The actual objective of the hackathon is (probably) oriented around the group more so than the individuals. College applications work exactly the same way – top schools could fill their classes with 2400 SAT, 4.0 GPA, Porsche-driving philanthropist-of-the-year white or Asian males year after year. But frankly, that school would suck.

A better approach would be to focus on the group. Metrics like: how enjoyable the hackathon was, what cool people did you meet, what did you learn from fellow hackers, and ultimately: how many quality submissions were created. This is ignoring any explicit goals of increasing diversity/inclusion in the field, which is a fairly common theme for hackathons.
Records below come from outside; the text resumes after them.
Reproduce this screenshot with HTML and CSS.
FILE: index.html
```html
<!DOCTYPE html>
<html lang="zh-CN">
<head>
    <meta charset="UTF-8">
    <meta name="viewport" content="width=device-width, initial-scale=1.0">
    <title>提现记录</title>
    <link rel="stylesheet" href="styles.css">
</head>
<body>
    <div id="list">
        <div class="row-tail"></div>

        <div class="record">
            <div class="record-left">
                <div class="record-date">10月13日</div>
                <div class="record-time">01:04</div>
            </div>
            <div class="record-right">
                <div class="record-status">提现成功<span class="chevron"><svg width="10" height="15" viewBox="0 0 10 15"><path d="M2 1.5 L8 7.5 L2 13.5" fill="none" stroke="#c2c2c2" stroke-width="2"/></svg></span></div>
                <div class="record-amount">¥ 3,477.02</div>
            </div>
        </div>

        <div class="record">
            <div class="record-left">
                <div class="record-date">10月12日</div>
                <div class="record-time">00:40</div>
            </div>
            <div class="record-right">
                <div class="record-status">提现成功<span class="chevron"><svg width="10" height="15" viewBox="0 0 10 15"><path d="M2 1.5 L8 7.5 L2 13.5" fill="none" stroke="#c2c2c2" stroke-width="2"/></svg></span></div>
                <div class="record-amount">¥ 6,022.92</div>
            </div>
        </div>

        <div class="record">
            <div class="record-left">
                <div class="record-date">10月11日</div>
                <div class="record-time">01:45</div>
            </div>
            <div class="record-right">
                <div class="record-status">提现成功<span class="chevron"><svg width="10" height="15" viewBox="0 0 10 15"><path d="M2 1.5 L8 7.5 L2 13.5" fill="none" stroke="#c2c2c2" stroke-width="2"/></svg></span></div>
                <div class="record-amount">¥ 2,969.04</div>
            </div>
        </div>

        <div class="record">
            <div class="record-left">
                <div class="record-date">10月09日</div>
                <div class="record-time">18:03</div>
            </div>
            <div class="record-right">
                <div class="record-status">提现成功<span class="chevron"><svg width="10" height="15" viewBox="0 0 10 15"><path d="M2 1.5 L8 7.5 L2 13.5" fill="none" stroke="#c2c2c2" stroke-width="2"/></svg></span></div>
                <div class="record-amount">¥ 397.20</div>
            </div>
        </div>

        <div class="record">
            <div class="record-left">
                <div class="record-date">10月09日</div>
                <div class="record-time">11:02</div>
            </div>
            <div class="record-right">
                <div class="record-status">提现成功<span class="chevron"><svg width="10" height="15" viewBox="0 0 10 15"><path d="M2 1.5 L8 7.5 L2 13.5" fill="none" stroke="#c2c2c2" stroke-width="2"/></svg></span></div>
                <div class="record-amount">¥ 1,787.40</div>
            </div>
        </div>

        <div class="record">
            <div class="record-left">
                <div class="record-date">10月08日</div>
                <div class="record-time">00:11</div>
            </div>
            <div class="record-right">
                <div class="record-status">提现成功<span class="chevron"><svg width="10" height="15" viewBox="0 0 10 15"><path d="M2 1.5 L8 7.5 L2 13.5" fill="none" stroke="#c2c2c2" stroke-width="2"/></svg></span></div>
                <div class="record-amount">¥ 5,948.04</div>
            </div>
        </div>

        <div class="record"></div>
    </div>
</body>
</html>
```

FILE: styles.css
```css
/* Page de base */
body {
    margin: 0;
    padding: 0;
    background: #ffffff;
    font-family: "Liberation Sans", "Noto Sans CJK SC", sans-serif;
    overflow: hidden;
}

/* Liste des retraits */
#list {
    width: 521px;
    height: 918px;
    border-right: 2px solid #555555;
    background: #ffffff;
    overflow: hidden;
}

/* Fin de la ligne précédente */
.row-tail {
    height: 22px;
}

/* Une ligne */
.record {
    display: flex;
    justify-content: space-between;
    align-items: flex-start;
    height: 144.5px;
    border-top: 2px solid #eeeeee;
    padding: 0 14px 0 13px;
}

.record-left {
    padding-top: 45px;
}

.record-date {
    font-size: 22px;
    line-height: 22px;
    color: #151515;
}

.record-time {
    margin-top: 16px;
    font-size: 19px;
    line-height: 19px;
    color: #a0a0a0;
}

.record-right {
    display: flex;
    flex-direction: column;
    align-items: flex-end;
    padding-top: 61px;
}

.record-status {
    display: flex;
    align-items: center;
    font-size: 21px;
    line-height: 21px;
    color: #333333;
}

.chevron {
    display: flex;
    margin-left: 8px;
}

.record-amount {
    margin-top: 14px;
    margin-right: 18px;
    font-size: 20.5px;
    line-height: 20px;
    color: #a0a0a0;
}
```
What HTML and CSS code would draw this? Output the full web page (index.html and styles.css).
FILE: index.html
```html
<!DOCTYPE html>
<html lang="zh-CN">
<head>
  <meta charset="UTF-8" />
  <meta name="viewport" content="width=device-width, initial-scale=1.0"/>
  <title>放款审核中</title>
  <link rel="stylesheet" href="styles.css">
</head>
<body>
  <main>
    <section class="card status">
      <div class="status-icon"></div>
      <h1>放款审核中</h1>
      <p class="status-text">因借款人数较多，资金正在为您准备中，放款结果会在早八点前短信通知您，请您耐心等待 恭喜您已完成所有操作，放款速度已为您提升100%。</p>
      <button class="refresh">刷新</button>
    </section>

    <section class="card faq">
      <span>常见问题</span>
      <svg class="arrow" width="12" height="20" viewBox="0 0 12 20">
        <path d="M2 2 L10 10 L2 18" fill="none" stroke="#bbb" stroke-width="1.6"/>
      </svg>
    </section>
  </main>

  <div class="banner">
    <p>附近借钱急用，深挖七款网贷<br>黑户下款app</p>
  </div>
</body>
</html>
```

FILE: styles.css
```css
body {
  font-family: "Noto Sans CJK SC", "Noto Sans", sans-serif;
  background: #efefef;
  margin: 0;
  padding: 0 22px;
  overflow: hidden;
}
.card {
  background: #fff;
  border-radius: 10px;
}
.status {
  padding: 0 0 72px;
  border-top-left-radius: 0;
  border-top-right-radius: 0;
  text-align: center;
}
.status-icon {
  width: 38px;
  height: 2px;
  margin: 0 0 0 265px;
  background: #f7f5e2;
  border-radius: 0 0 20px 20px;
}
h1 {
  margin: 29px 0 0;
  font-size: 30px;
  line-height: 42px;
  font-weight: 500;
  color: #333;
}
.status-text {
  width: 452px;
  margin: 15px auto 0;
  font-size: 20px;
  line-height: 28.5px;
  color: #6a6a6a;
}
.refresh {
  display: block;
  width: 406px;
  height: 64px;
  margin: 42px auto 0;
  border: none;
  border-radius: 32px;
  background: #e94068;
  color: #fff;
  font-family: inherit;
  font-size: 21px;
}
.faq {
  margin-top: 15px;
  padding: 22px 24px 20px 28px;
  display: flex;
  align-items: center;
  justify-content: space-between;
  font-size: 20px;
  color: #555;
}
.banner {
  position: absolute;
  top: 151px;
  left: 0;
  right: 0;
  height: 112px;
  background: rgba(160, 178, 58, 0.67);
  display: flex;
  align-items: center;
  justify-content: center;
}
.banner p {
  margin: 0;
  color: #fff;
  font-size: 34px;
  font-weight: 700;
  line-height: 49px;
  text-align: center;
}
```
One can rightly argue that increasing the diversity of their participants falls well in line with their entire purpose of existing. Even if they're single mindedly optimizing for quality submissions, it's not absurd to hypothesize that more diverse groups create more creative solutions.

It's making a decision on overall group performance, with individuals' culture/gender/age/school/languages/years experience/company background being a proxy for their impact in group performance.

If increasing diversity wasn't an implicit or explicit goal of virtually every hackathon ever, I'd agree with you.


I not arguing against the value of diversity. My point is much simpler and can be summarized from your response:

"It's good to take culture/gender/etc as a factor when choosing who can participate and who will be excluded from your event."

Good or bad, that is the only conclusion to draw.